Jim joined the board of R Baker & Son (as the firm was still known) in 1960, and took a lively interest in the animal feed business; he invented the Karibak system for efficiently delivering 1 ton of feed, which became an instant success. At the same time he continued to run and expand his farm, and manage the farm of another landowner. There were two other directors at that time, John Howlett who did the day-to-day management, and Brian Richards buying the grain and doing the marketing. On the death of Harry in 1976 Jim took over ownership.

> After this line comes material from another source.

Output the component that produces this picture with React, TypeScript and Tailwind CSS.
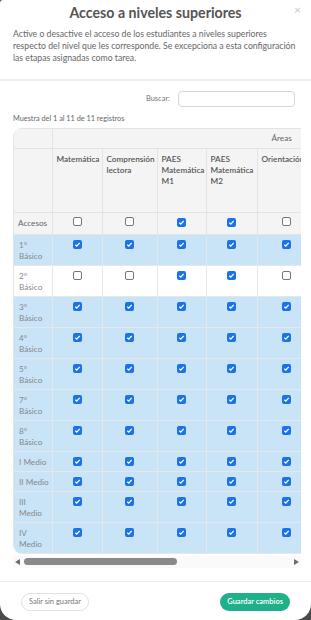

Feed production was by now concentrated in Crown Mill and the growing agro-chemical business in the Home Mill premises.
He had a couple of brushes with the authorities. When the A1088 was being built across his land, Jim had to sit in the road to force them to tunnel the drain across. And then there was the affair of the concrete blocks….
Jim Baker died on 1st November 2009
Robert Baker Jr. joined his father as partner in the farming business, and in 1991 the farming company J D & R J Baker was set up. The R Baker & Son milling and animal feed business was wound up in 1993. Robert lived at Ivy House in the ’80s after his step-grandmother left to live in Australia. When he married he purchased the house from R Baker & Son, and extended it at the back: he removed the concrete his grandfather had used and built an extension using more appropriate materials, incorporating some single-storey outbuildings. Jim and Janet have been in this very beautiful house since December 2004, when Robert and his wife Jessica moving to a converted barn in Drinkstone, where the farm office had been relocated in 2002 (in a converted cart-shed).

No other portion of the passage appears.